> THE EXERCISE:
Go through the data below and gather each line containing "React".

>> begin DATASET CONTENT

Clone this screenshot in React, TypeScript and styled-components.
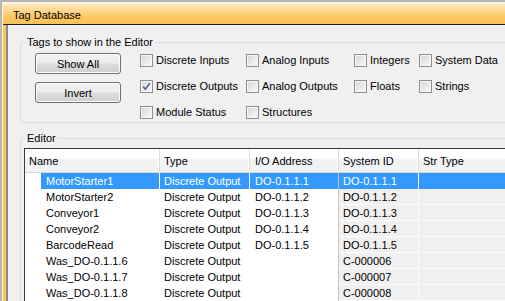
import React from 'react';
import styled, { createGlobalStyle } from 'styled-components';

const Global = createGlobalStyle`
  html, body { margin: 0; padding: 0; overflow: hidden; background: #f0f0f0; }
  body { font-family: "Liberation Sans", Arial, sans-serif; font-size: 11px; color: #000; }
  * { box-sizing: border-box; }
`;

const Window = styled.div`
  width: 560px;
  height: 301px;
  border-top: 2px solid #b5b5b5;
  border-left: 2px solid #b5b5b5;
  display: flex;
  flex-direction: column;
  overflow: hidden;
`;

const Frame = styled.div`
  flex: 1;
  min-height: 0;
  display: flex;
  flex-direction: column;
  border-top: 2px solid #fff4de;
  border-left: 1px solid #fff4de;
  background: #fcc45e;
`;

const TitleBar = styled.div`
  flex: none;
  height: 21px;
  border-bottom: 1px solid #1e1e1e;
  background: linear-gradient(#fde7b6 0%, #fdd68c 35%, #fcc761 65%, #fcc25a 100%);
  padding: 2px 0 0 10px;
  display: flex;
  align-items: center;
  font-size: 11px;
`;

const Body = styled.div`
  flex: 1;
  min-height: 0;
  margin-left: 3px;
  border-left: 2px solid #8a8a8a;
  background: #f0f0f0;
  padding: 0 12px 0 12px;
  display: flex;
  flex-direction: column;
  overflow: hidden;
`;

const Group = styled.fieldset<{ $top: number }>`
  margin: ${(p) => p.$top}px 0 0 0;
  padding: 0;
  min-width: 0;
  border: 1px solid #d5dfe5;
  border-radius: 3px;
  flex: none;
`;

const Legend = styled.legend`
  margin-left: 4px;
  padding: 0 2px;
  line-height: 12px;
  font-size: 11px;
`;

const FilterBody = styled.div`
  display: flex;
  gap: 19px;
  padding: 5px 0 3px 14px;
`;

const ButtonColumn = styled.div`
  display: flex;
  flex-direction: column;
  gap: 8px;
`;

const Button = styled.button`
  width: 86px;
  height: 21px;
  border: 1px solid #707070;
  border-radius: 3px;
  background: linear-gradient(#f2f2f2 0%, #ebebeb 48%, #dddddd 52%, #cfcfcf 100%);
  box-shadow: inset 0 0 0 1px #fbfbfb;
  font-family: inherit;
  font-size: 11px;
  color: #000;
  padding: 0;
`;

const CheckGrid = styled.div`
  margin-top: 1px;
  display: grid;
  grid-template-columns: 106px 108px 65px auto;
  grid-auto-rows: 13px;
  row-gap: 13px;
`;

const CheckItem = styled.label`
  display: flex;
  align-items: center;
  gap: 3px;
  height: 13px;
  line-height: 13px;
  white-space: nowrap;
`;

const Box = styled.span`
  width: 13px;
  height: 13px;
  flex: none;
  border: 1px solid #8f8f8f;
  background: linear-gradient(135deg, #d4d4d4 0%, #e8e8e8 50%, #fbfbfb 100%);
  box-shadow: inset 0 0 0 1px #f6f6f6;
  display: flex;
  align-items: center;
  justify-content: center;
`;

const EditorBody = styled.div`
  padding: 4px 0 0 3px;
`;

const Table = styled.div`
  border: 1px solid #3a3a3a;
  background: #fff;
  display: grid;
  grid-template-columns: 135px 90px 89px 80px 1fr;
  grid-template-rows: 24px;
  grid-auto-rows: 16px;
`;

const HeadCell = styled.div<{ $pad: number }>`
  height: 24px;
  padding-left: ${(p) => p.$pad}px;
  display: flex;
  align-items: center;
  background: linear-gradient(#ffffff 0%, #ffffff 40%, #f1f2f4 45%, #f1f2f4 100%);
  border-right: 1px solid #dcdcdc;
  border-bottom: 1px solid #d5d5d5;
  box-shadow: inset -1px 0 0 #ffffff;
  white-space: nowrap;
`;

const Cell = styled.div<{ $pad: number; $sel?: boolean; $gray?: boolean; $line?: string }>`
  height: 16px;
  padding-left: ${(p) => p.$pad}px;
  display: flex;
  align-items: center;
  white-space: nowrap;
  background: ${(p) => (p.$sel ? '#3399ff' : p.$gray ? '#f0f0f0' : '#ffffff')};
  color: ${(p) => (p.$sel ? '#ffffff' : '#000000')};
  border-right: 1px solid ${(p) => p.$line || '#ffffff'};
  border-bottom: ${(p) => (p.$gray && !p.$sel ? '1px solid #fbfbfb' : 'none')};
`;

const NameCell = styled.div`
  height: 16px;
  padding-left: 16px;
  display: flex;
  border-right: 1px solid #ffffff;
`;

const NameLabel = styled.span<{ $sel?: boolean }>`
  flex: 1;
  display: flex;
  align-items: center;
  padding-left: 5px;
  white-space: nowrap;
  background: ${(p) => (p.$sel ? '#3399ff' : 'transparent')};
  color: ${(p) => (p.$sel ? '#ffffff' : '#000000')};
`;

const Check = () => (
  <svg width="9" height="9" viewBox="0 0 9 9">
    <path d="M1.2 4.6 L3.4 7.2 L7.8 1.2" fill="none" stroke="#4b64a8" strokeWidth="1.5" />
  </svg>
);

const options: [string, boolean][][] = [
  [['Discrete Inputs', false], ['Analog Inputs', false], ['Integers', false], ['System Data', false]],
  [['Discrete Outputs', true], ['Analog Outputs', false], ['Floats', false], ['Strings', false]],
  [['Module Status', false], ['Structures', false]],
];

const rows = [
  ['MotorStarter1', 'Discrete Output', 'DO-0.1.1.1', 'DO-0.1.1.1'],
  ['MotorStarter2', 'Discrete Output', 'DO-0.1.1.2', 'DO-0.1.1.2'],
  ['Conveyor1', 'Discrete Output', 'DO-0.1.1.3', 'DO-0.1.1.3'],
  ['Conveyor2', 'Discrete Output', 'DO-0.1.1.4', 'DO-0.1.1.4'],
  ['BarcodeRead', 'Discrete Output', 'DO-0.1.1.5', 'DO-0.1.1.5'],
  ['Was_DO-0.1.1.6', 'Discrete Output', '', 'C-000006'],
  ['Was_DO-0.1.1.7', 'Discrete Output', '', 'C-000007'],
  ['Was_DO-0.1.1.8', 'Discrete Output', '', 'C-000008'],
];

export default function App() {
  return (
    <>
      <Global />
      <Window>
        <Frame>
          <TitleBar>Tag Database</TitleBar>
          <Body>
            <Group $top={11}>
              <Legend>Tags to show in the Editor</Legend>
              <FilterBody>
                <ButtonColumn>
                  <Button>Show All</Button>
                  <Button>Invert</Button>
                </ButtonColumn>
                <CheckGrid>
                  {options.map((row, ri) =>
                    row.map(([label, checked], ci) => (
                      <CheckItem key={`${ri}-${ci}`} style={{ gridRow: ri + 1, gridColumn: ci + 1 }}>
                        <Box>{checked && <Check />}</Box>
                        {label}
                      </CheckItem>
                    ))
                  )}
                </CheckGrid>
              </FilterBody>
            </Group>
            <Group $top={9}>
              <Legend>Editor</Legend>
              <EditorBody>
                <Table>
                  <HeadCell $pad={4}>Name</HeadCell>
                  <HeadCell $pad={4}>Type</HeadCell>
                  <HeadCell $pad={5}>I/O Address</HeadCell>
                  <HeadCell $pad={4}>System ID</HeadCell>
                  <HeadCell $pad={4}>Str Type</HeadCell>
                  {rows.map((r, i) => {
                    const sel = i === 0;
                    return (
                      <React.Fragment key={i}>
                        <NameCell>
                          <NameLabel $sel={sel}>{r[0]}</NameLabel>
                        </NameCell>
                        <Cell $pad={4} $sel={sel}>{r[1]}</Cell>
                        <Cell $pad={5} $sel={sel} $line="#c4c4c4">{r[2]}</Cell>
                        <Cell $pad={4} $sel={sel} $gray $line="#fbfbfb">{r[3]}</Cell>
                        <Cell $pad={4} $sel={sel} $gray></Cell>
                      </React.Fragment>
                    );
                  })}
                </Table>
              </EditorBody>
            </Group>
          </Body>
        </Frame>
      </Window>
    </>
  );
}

>> end DATASET CONTENT

> COMPLETE RESPONSE:
Clone this screenshot in React, TypeScript and styled-components.
import React from 'react';
                      <React.Fragment key={i}>
                      </React.Fragment>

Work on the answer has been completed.